The other honourees that evening include the Ecole Sainte-Anne girls
volleyball teams from the early 1980s that won New Brunswick
Interscholastic Athletic Association A, AA and AAA titles; ECHL
commissioner Brian McKenna, a Fredericton native; longtime FHS women's
basketball coach Steve O'Rourke; the late Roy "Hammy" Kitchen,
who managed softball and hockey teams in Fredericton in the 1950s, '60s
and '70s, and multi-sport athlete Pat Dobie.
Longtime volunteer Kim Hepditch will accept the Bill MacGillivary
award as Fredericton's sports volunteer of the year as well.

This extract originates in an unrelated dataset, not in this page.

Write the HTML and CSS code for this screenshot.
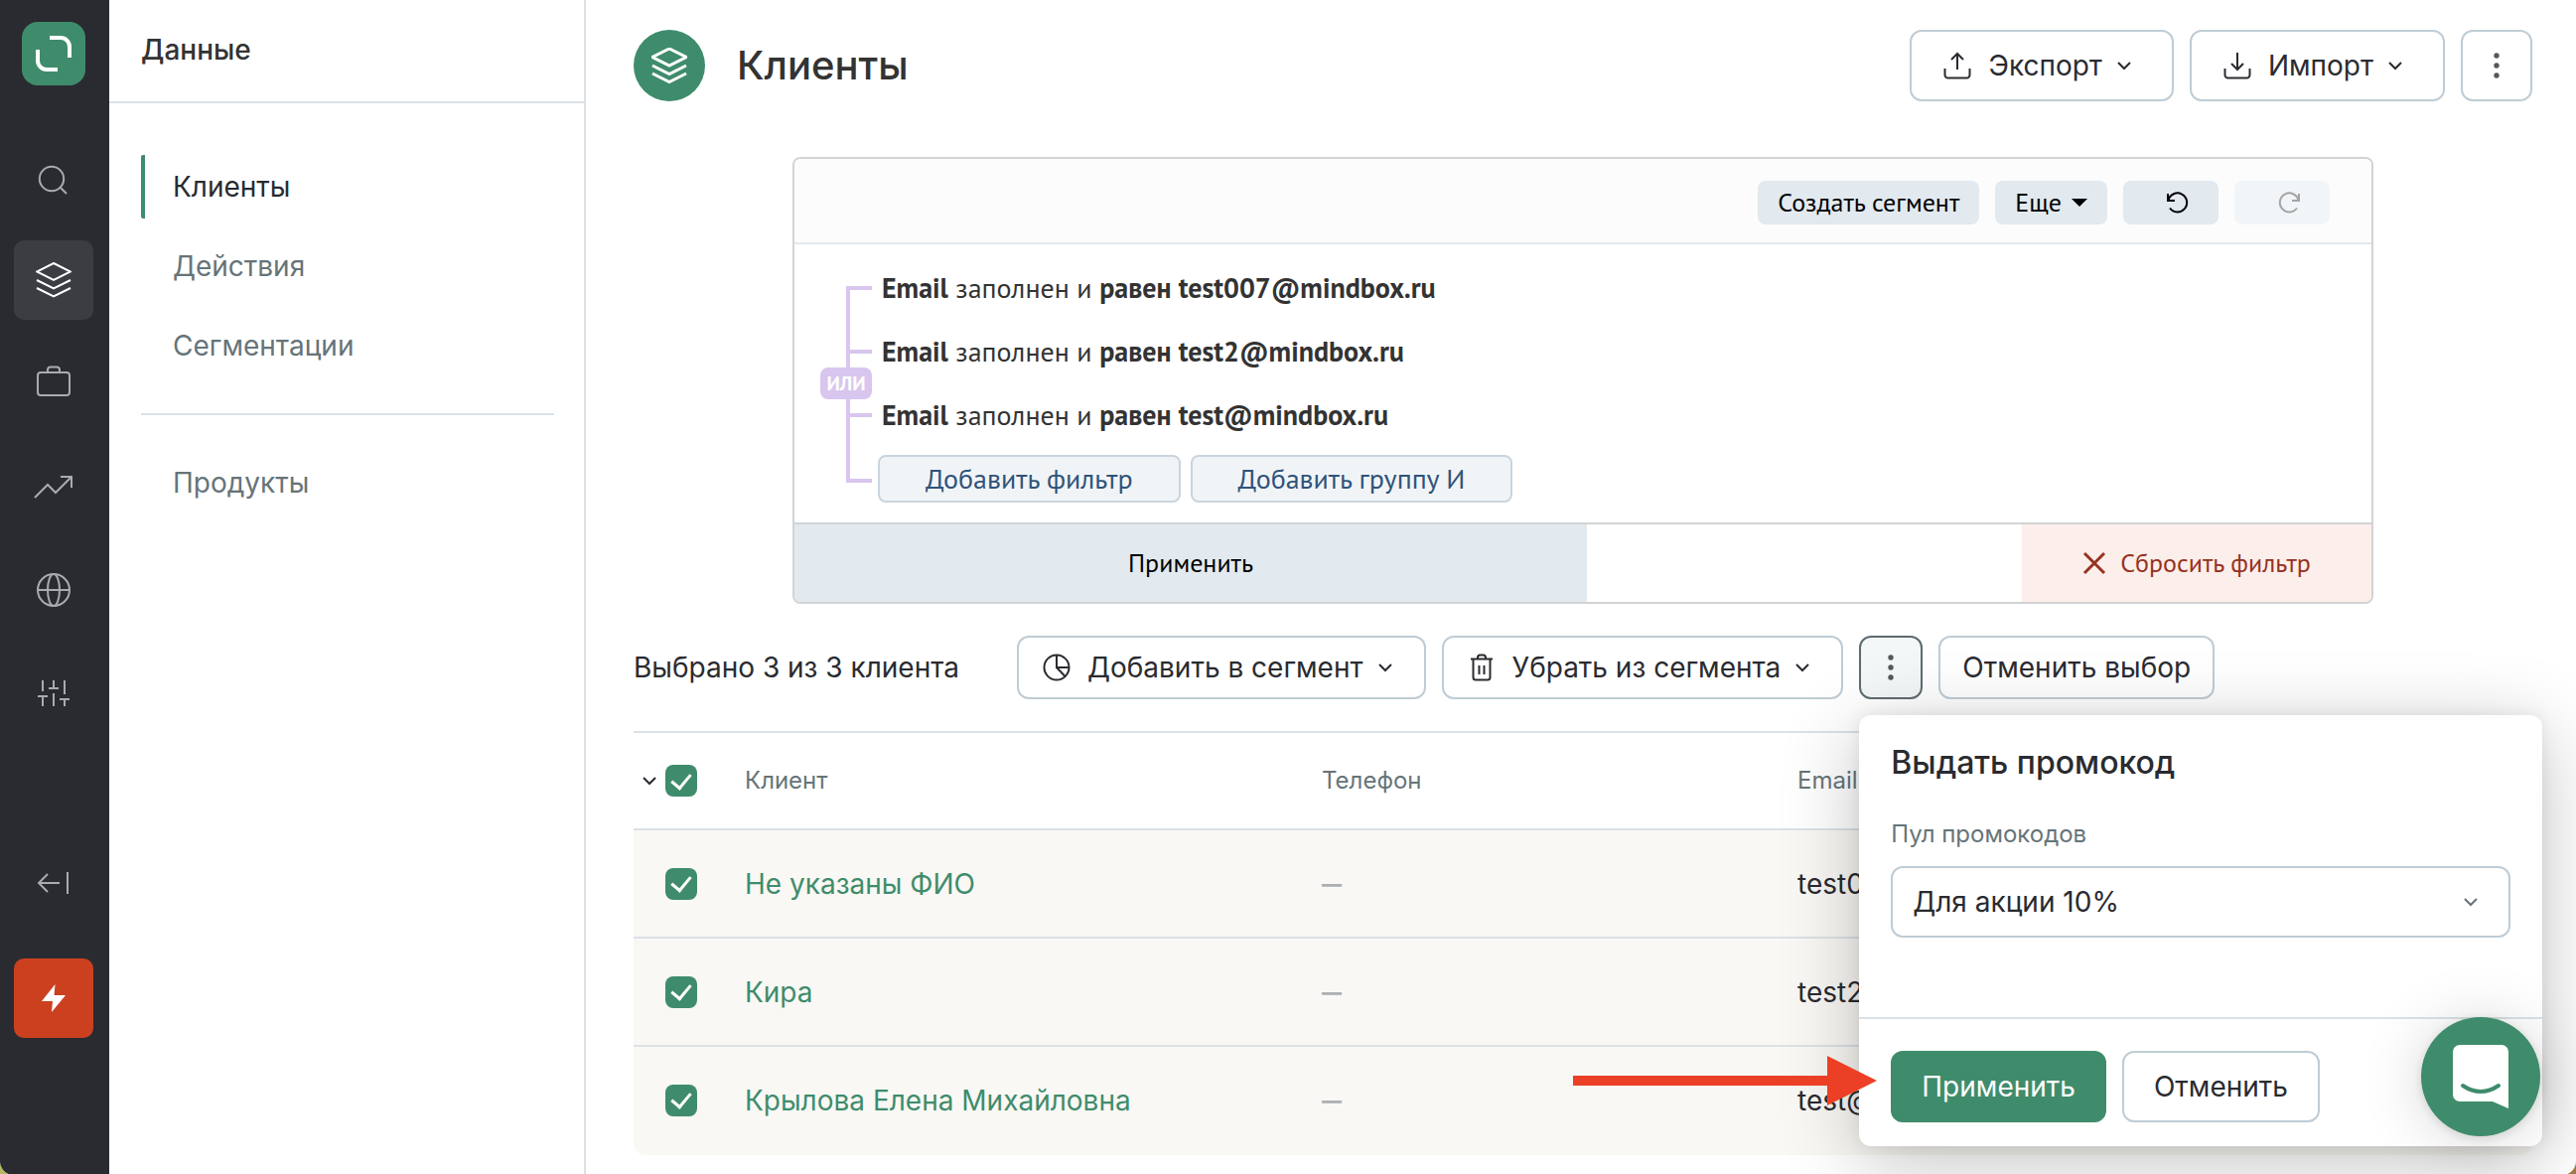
FILE: index.html
```html
<!DOCTYPE html>
<html lang="ru">
<head>
<meta charset="utf-8">
<title>Клиенты</title>
<meta name="viewport" content="width=device-width, initial-scale=1">
<link rel="stylesheet" href="styles.css">
</head>
<body>
<svg class="sprite" aria-hidden="true">
  <symbol id="i-layers" viewBox="0 0 36 36"><path d="M18 1 35 9.500 18 18 1 9.500zM1 18l17 8.500L35 18M1 26l17 8.500L35 26"/></symbol>
  <symbol id="i-chevron" viewBox="0 0 16 16"><path d="M2 5l6 6 6-6"/></symbol>
  <symbol id="i-dots" viewBox="0 0 6 30"><circle cx="3" cy="5" r="2.700"/><circle cx="3" cy="15" r="2.700"/><circle cx="3" cy="25" r="2.700"/></symbol>
</svg>
<div class="app">
  <nav class="rail" aria-label="Разделы">
    <a class="rail-logo" href="#" aria-label="Главная"><svg width="36" height="36" viewBox="0 0 36 36"><path d="M14 2h11a9 9 0 0 1 9 9v11M2 14v11a9 9 0 0 0 9 9h11"/></svg></a>
    <a class="rail-item" href="#" aria-label="Поиск"><svg width="36" height="36" viewBox="0 0 36 36"><circle cx="16" cy="20" r="12.200"/><path d="M24.500 28.500 31 35"/></svg></a>
    <a class="rail-item rail-item-active" href="#" aria-label="Данные"><svg width="36" height="36"><use href="#i-layers"/></svg></a>
    <a class="rail-item" href="#" aria-label="Кампании"><svg width="36" height="36" viewBox="0 0 36 36"><rect x="2" y="7" width="32" height="23" rx="3"/><path d="M12 7V4.500A3 3 0 0 1 15 1.500h6a3 3 0 0 1 3 3V7"/></svg></a>
    <a class="rail-item" href="#" aria-label="Отчеты"><svg width="40" height="36" viewBox="0 0 40 36"><path d="M1 29 14 16l8 8L38 8M27 8h11v11"/></svg></a>
    <a class="rail-item" href="#" aria-label="Сайты"><svg width="36" height="36" viewBox="0 0 36 36"><circle cx="18" cy="18" r="16"/><ellipse cx="18" cy="18" rx="6" ry="16"/><path d="M2 18h32"/></svg></a>
    <a class="rail-item" href="#" aria-label="Настройки"><svg width="36" height="36" viewBox="0 0 36 36"><path d="M7 5v11M7 21v10M2 21h10M18 5v8M13 13h10M18 18v13M29 5v14M29 24v7M24 24h10"/></svg></a>
    <button class="rail-item rail-collapse" type="button" aria-label="Свернуть"><svg width="36" height="36" viewBox="0 0 36 36"><path d="M3 18h21M12 9l-9 9 9 9M32 7v22"/></svg></button>
    <button class="rail-item rail-alert" type="button" aria-label="События"><svg width="28" height="28" viewBox="0 0 28 28"><path d="M15.500 0 2 17h11l-1 11L26 11H14.500z"/></svg></button>
  </nav>
  <aside class="side">
    <h2 class="side-title">Данные</h2>
    <ul class="side-menu">
      <li><a class="side-link side-link-active" href="#">Клиенты</a></li>
      <li><a class="side-link" href="#">Действия</a></li>
      <li><a class="side-link" href="#">Сегментации</a></li>
    </ul>
    <ul class="side-menu side-menu-extra">
      <li><a class="side-link" href="#">Продукты</a></li>
    </ul>
  </aside>
  <main class="main">
    <header class="head">
      <span class="head-icon"><svg width="36" height="36"><use href="#i-layers"/></svg></span>
      <h1 class="head-title">Клиенты</h1>
      <button class="btn btn-menu" type="button"><svg class="lead" width="28" height="28" viewBox="0 0 28 28"><path d="M14 18V2M8 8l6-6 6 6M1.500 17v6.500a3 3 0 0 0 3 3h19a3 3 0 0 0 3-3V17"/></svg>Экспорт<svg class="chev" width="16" height="16"><use href="#i-chevron"/></svg></button>
      <button class="btn btn-menu" type="button"><svg class="lead" width="28" height="28" viewBox="0 0 28 28"><path d="M14 1v17M8 12l6 6 6-6M1.500 17v6.500a3 3 0 0 0 3 3h19a3 3 0 0 0 3-3V17"/></svg>Импорт<svg class="chev" width="16" height="16"><use href="#i-chevron"/></svg></button>
      <button class="btn btn-dots" type="button" aria-label="Еще"><svg width="6" height="30"><use href="#i-dots"/></svg></button>
    </header>

    <section class="filter" aria-label="Фильтр">
      <div class="filter-bar">
        <button class="fbtn" type="button">Создать сегмент</button>
        <button class="fbtn" type="button">Еще<span class="caret"></span></button>
        <button class="fbtn fbtn-icon" type="button" aria-label="Отменить"><svg width="24" height="24" viewBox="0 0 24 24"><path d="M2 3v7h7M2.500 9.500A9.500 9.500 0 1 1 4 17.500"/></svg></button>
        <button class="fbtn fbtn-icon" type="button" aria-label="Повторить" disabled><svg width="24" height="24" viewBox="0 0 24 24"><path d="M22 3v7h-7M21.500 9.500A9.500 9.500 0 1 0 20 17.500"/></svg></button>
      </div>
      <div class="group">
        <div class="tree">
          <span class="tree-line"></span>
          <span class="tree-tag">ИЛИ</span>
        </div>
        <ul class="rules">
          <li class="rule"><b>Email</b> заполнен и <b>равен test007@mindbox.ru</b></li>
          <li class="rule"><b>Email</b> заполнен и <b>равен test2@mindbox.ru</b></li>
          <li class="rule"><b>Email</b> заполнен и <b>равен test@mindbox.ru</b></li>
          <li class="rule-add"><button class="add" type="button">Добавить фильтр</button><button class="add" type="button">Добавить группу И</button></li>
        </ul>
      </div>
      <div class="filter-foot">
        <button class="apply" type="button">Применить</button>
        <button class="reset" type="button"><svg width="24" height="24" viewBox="0 0 24 24"><path d="M2 2l20 20M22 2 2 22"/></svg>Сбросить фильтр</button>
      </div>
    </section>

    <div class="selection">
      <p class="selection-count">Выбрано 3 из 3 клиента</p>
      <button class="btn btn-small" type="button"><svg class="lead" width="28" height="28" viewBox="0 0 28 28"><circle cx="14" cy="14" r="12.500"/><path d="M14 1.500V14h12.500M14 14l8.500 9"/></svg>Добавить в сегмент<svg class="chev" width="16" height="16"><use href="#i-chevron"/></svg></button>
      <button class="btn btn-small" type="button"><svg class="lead" width="28" height="28" viewBox="0 0 28 28"><path d="M3 5.500h22M5.500 5.500V24a2.500 2.500 0 0 0 2.500 2.500h12a2.500 2.500 0 0 0 2.500-2.500V5.500M10 5V4a2.500 2.500 0 0 1 2.500-2.500h3A2.500 2.500 0 0 1 18 4v1M11.500 12v9M16.500 12v9"/></svg>Убрать из сегмента<svg class="chev" width="16" height="16"><use href="#i-chevron"/></svg></button>
      <div class="more">
        <button class="btn btn-small btn-dots btn-open" type="button" aria-label="Действия" aria-expanded="true"><svg width="6" height="30"><use href="#i-dots"/></svg></button>
        <form class="popup" aria-labelledby="popup-title">
          <div class="popup-body">
            <h2 class="popup-title" id="popup-title">Выдать промокод</h2>
            <label class="popup-label" for="pool">Пул промокодов</label>
            <div class="select">
              <select id="pool"><option>Для акции 10%</option></select>
              <svg class="select-chev" width="16" height="16"><use href="#i-chevron"/></svg>
            </div>
          </div>
          <div class="popup-foot">
            <button class="btn btn-primary" type="button">Применить</button>
            <button class="btn btn-cancel" type="button">Отменить</button>
          </div>
          <svg class="pointer" width="306" height="50" viewBox="0 0 306 50" aria-hidden="true"><path d="M0 20h256V0l50 25-50 25V30H0z"/></svg>
        </form>
      </div>
      <button class="btn btn-small btn-plain" type="button">Отменить выбор</button>
    </div>

    <table class="clients">
      <colgroup><col class="c-check"><col class="c-name"><col class="c-phone"><col></colgroup>
      <thead>
        <tr><th><span class="check-all"><svg width="16" height="16"><use href="#i-chevron"/></svg><input type="checkbox" aria-label="Выбрать всех" checked></span></th><th>Клиент</th><th>Телефон</th><th>Email</th></tr>
      </thead>
      <tbody>
        <tr><td><input type="checkbox" aria-label="Не указаны ФИО" checked></td><td><a href="#">Не указаны ФИО</a></td><td class="empty">—</td><td>test007@mindbox.ru</td></tr>
        <tr><td><input type="checkbox" aria-label="Кира" checked></td><td><a href="#">Кира</a></td><td class="empty">—</td><td>test2@mindbox.ru</td></tr>
        <tr><td><input type="checkbox" aria-label="Крылова Елена Михайловна" checked></td><td><a href="#">Крылова Елена Михайловна</a></td><td class="empty">—</td><td>test@mindbox.ru</td></tr>
      </tbody>
    </table>
  </main>
</div>
<button class="chat" type="button" aria-label="Чат"><svg width="56" height="64" viewBox="0 0 56 64"><path class="chat-box" d="M7 0h42a7 7 0 0 1 7 7v57l-16-7H7a7 7 0 0 1-7-7V7a7 7 0 0 1 7-7z"/><path class="chat-smile" d="M10 41q18 12 36 0"/></svg></button>
</body>
</html>
```
FILE: styles.css
```css
:root {
  --green: #3f8c6c;
  --ink: #2a2b30;
  --gray: #667479;
  --line: #dae2e7;
  --edge: #bfccd5;
}

* { box-sizing: border-box; }

body {
  margin: 0;
  background: linear-gradient(90deg, #b5b85f, #a07848);
  color: var(--ink);
  font: 28px/40px Inter, "Liberation Sans", sans-serif;
}

h1, h2, p, ul { margin: 0; padding: 0; font-weight: 500; }
p { font-weight: 400; }
ul { list-style: none; font-weight: 400; }
a { color: inherit; text-decoration: none; }
button { font: inherit; color: inherit; cursor: pointer; padding: 0; border: 0; background: none; }
svg { display: block; flex: none; fill: none; stroke: currentColor; stroke-width: 2; }
.sprite { position: absolute; width: 0; height: 0; }

.app {
  display: flex;
  min-height: 100vh;
  background: #fff;
  border-radius: 0 0 14px 14px;
  overflow: hidden;
}

/* Icon rail */
.rail {
  flex: none;
  width: 110px;
  padding: 22px 0 0 14px;
  display: flex;
  flex-direction: column;
  gap: 24px;
  background: #2a2b30;
  color: #a9abad;
}
.rail-logo {
  width: 64px;
  height: 64px;
  margin: 0 0 28px 8px;
  display: grid;
  place-items: center;
  border-radius: 16px;
  background: var(--green);
  color: #fff;
}
.rail-logo svg { stroke-width: 4; }
.rail-item {
  width: 80px;
  height: 80px;
  display: grid;
  place-items: center;
  border-radius: 10px;
}
.rail-item-active { background: #3b3d42; color: #fff; }
.rail-collapse { margin-top: 87px; }
.rail-alert { margin-top: 12px; background: #cb4120; color: #fff; }
.rail-alert svg { fill: currentColor; stroke: none; }

/* Section menu */
.side { flex: none; width: 480px; border-right: 2px solid var(--line); }
.side-title {
  padding: 30px 32px 32px;
  border-bottom: 2px solid var(--line);
  color: #333;
  font-size: 28px;
  line-height: 40px;
}
.side-menu {
  margin: 0 30px 0 32px;
  padding: 52px 0 36px;
  display: grid;
  gap: 16px;
}
.side-menu-extra { border-top: 2px solid var(--line); padding-top: 36px; }
.side-link {
  display: block;
  padding: 12px 0 12px 28px;
  border-left: 4px solid transparent;
  border-radius: 2px;
  color: var(--gray);
}
.side-link-active { border-color: var(--green); color: var(--ink); }

/* Page */
.main { flex: 1; min-width: 0; padding: 30px 44px 20px 48px; }
.head { display: flex; align-items: center; gap: 16px; margin-bottom: 56px; }
.head-icon {
  width: 72px;
  height: 72px;
  display: grid;
  place-items: center;
  border-radius: 50%;
  background: var(--green);
  color: #fff;
}
.head-icon svg { stroke-width: 3; }
.head-title { flex: 1; padding-left: 16px; color: #333; font-size: 40px; line-height: 48px; }

.btn {
  height: 72px;
  display: flex;
  align-items: center;
  justify-content: center;
  border: 2px solid var(--edge);
  border-radius: 12px;
  background: #fff;
  white-space: nowrap;
}
.btn-menu { padding: 0 40px 0 32px; }
.btn-small { height: 64px; padding: 0 31px 0 24px; }
.btn-plain { padding: 0 22px; background: none; }
.btn .lead { margin-right: 17px; }
.btn .chev { margin-left: 14px; }
.btn-dots { width: 72px; padding: 0; color: #55595d; }
.btn-dots svg { fill: currentColor; stroke: none; }
.btn-open { width: 64px; border-color: #5f6b70; background: #f3f7f8; }

/* Filter builder */
.filter {
  max-width: 1592px;
  margin: 0 auto 32px;
  border: 2px solid #d2d3d4;
  border-radius: 8px;
  overflow: hidden;
  font-family: "PT Sans", "Noto Sans", sans-serif;
}
.filter-bar {
  display: flex;
  justify-content: flex-end;
  gap: 16px;
  padding: 22px 42px 18px;
  border-bottom: 2px solid #e2e9ef;
  background: #fcfcfc;
}
.fbtn {
  height: 44px;
  padding: 0 20px;
  display: flex;
  align-items: center;
  justify-content: center;
  border-radius: 8px;
  background: #e2e9ef;
  color: #000;
  font-size: 26px;
}
.fbtn-icon { width: 96px; padding-left: 34px; }
.fbtn:disabled { background: #f2f5f7; color: #a3a5a7; }
.caret { margin-left: 10px; border: 8px solid transparent; border-top-color: #000; border-bottom: 0; }

.group { display: flex; padding: 12px 26px 20px; }
.tree { position: relative; flex: none; width: 52px; margin-right: 6px; }
.tree-line {
  position: absolute;
  inset: 30px 0 20px 26px;
  border: 4px solid #d8c6ee;
  border-right: 0;
}
.tree-line::before, .tree-line::after {
  content: "";
  position: absolute;
  left: 0;
  right: 0;
  top: 60px;
  height: 4px;
  background: #d8c6ee;
}
.tree-line::after { top: 124px; }
.tree-tag {
  position: absolute;
  top: 112px;
  left: 0;
  width: 52px;
  height: 32px;
  border-radius: 8px;
  background: #d8c6ee;
  color: #fff;
  font-size: 20px;
  line-height: 32px;
  font-weight: 700;
  text-align: center;
}
.rules { color: #333; font-size: 28px; }
.rule { padding-left: 4px; line-height: 64px; }
.rule-add { display: flex; gap: 10px; padding-top: 8px; }
.add {
  height: 48px;
  padding: 0 46px;
  border: 2px solid #c8d5df;
  border-radius: 8px;
  background: #f1f4f7;
  color: #2f537a;
}
.filter-foot { display: flex; height: 80px; border-top: 2px solid #d2d3d4; font-size: 26px; }
.apply { width: 798px; background: #e2e9ef; color: #000; }
.reset {
  width: 352px;
  margin-left: auto;
  display: flex;
  align-items: center;
  justify-content: center;
  gap: 14px;
  background: #fceeeb;
  color: #963221;
}
.reset svg { stroke-width: 3; }

/* Bulk actions */
.selection { display: flex; align-items: center; gap: 16px; margin-bottom: 32px; }
.selection-count { margin-right: 42px; }
.more { position: relative; }
.popup {
  position: absolute;
  z-index: 2;
  top: 80px;
  left: 0;
  width: 688px;
  border-radius: 12px;
  background: #fff;
  box-shadow: 0 16px 80px rgba(0, 0, 0, .24), 0 0 16px rgba(0, 0, 0, .08);
}
.popup-body { padding: 28px 32px 80px; }
.popup-title { margin-bottom: 32px; font-size: 32px; line-height: 40px; }
.popup-label { display: block; margin-bottom: 12px; color: var(--gray); font-size: 24px; }
.select { position: relative; }
.select select {
  appearance: none;
  width: 100%;
  height: 72px;
  padding: 0 20px;
  border: 2px solid var(--edge);
  border-radius: 12px;
  background: #fff;
  color: inherit;
  font: inherit;
}
.select-chev { position: absolute; right: 32px; top: 28px; color: var(--gray); }
.popup-foot { display: flex; gap: 16px; padding: 32px 32px 24px; border-top: 2px solid var(--line); }
.btn-primary { padding: 0 29px; border-color: var(--green); background: var(--green); color: #fff; }
.btn-cancel { padding: 0 30px; }
.pointer { position: absolute; left: -288px; top: 343px; pointer-events: none; }
.pointer path { fill: #eb4025; stroke: none; }

/* Client list */
.clients { width: 100%; table-layout: fixed; border-collapse: separate; border-spacing: 0; }
.c-check { width: 112px; }
.c-name { width: 581px; }
.c-phone { width: 479px; }
.clients th {
  height: 100px;
  padding: 0;
  border: solid var(--line);
  border-width: 2px 0;
  color: var(--gray);
  font-size: 24px;
  font-weight: 400;
  text-align: left;
}
.clients td { height: 109px; padding: 0; background: #f9f8f4; border-bottom: 2px solid var(--line); }
.clients tr:last-child td { border-bottom-color: transparent; }
.clients tbody tr:last-child td:first-child { border-bottom-left-radius: 12px; }
.clients tbody tr:last-child td:last-child { border-bottom-right-radius: 12px; }
.clients td:first-child { padding-left: 32px; }
.clients a { color: var(--green); }
.clients .empty { color: #adb0b2; font-size: 20px; font-weight: 800; }
.check-all { display: flex; align-items: center; gap: 8px; padding-left: 8px; color: var(--ink); }
input[type="checkbox"] {
  appearance: none;
  width: 32px;
  height: 32px;
  margin: 0;
  border-radius: 8px;
  background: var(--green);
  display: grid;
  place-items: center;
}
input[type="checkbox"]:checked::before {
  content: "";
  width: 9px;
  height: 16px;
  margin-bottom: 4px;
  border: solid #fff;
  border-width: 0 3px 3px 0;
  rotate: 40deg;
}

/* Support chat */
.chat {
  position: fixed;
  z-index: 3;
  right: 36px;
  bottom: 38px;
  width: 120px;
  height: 120px;
  display: grid;
  place-items: center;
  border-radius: 50%;
  background: var(--green);
  color: #fff;
  box-shadow: 0 2px 12px rgba(0, 0, 0, .12), 0 4px 64px rgba(0, 0, 0, .16);
}
.chat-box { fill: #fff; stroke: none; }
.chat-smile { stroke: var(--green); stroke-width: 4; stroke-linecap: round; }
```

McCullough, the six-foot-three, 240-pound long snapper with the
Canadian Football League's B.C. Lions, is humbled to be in the company
of such luminaries, and to be accepting the award as Fredericton's top
athlete.
"I had no idea that I was even being considered," said the
affable giant. "You look at previous winners like Marianne Limpert...she's
an Olympic medallist. To be even mentioned in the same sentence is kind
of phenomenal."
McCullough, who works in Fort MacMurray, Alta., in the off-season -
the idea is to accumulate as much money as possible so he can return to
Fredericton whenever his professional football career ends - said he got
an email from his mom telling him he had been selected by a panel of
Fredericton sports media.
"At first I thought "OK, is this some kind of a cruel early
April Fool's joke or something?" he said. "But it turned out
that it was true."
McCullough has quietly forged a pretty good professional career. He
appeared in all 18 games with the Lions last season as a long snapper
and signed a new contract with the club in the off season. He came to
the game relatively late - he was a 13-year-old Grade 8 student who
accompanied his best friend to practice one day and was convinced to try
out.
The man who did the convincing? One Terry McIntyre. McCullough won't
mind sharing the spotlight Saturday night.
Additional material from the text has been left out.